§ **PROBLEM**: Go through the data below and gather each line containing "screenshot".

--

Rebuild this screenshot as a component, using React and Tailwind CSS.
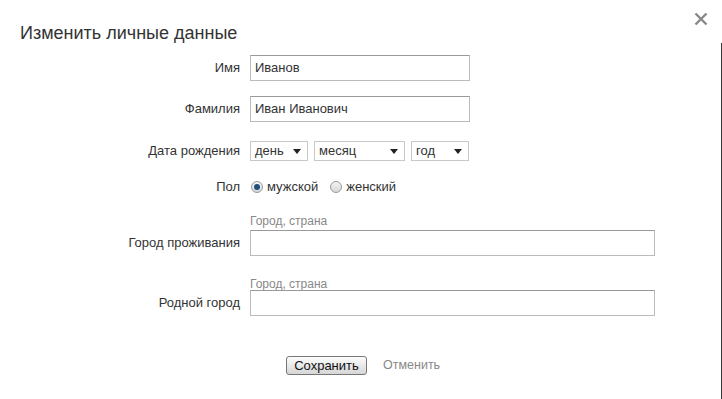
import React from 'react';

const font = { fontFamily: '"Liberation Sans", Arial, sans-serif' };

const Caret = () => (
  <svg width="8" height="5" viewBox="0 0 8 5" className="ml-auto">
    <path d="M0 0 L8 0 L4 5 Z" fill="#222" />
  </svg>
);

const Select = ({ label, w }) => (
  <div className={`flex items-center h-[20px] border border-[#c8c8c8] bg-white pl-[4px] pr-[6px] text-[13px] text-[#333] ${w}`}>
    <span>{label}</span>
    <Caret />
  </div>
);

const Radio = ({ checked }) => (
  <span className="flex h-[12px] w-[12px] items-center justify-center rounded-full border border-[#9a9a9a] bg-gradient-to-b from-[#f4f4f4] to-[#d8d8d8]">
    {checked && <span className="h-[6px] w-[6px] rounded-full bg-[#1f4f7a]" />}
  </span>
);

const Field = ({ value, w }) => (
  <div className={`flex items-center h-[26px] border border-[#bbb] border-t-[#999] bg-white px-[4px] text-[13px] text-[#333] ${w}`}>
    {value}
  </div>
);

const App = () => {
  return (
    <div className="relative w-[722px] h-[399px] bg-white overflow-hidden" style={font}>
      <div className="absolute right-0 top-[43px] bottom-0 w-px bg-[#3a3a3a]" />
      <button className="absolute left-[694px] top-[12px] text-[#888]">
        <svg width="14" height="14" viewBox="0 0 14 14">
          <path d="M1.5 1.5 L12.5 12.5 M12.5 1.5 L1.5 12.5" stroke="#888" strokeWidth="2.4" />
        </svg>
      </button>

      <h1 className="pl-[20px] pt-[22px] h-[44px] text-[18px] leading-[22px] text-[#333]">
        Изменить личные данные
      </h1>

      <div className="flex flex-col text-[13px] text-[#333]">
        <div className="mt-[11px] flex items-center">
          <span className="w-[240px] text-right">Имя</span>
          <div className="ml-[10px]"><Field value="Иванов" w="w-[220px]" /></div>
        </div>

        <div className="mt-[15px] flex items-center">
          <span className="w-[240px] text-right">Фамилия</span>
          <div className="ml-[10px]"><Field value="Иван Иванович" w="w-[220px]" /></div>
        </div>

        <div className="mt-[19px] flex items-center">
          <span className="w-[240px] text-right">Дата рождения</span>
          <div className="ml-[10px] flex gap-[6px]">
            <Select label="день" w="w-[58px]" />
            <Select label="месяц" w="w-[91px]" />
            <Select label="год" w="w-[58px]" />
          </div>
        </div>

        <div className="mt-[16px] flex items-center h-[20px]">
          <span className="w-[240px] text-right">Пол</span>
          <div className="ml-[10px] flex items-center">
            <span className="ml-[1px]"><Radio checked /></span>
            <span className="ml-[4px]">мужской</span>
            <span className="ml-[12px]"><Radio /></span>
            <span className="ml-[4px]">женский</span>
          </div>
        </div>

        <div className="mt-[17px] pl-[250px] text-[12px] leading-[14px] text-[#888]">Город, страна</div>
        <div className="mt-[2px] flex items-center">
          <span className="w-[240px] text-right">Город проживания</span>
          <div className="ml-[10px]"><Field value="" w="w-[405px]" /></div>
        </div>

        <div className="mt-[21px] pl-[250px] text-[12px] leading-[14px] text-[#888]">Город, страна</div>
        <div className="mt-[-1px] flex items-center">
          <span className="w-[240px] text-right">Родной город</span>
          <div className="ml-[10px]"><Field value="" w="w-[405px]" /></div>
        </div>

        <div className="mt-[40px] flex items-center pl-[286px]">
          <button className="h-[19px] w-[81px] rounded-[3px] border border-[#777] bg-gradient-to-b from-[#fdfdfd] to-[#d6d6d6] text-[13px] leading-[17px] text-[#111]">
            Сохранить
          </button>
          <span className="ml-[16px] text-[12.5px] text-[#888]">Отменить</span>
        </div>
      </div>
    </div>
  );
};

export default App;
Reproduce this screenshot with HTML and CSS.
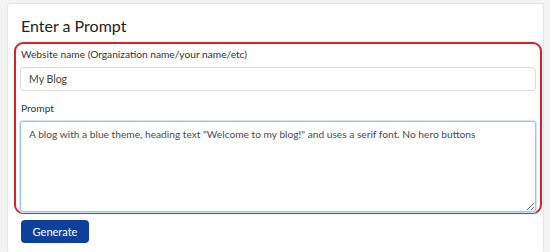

--

§ **SOLUTION**:
Rebuild this screenshot as a component, using React and Tailwind CSS.
Reproduce this screenshot with HTML and CSS.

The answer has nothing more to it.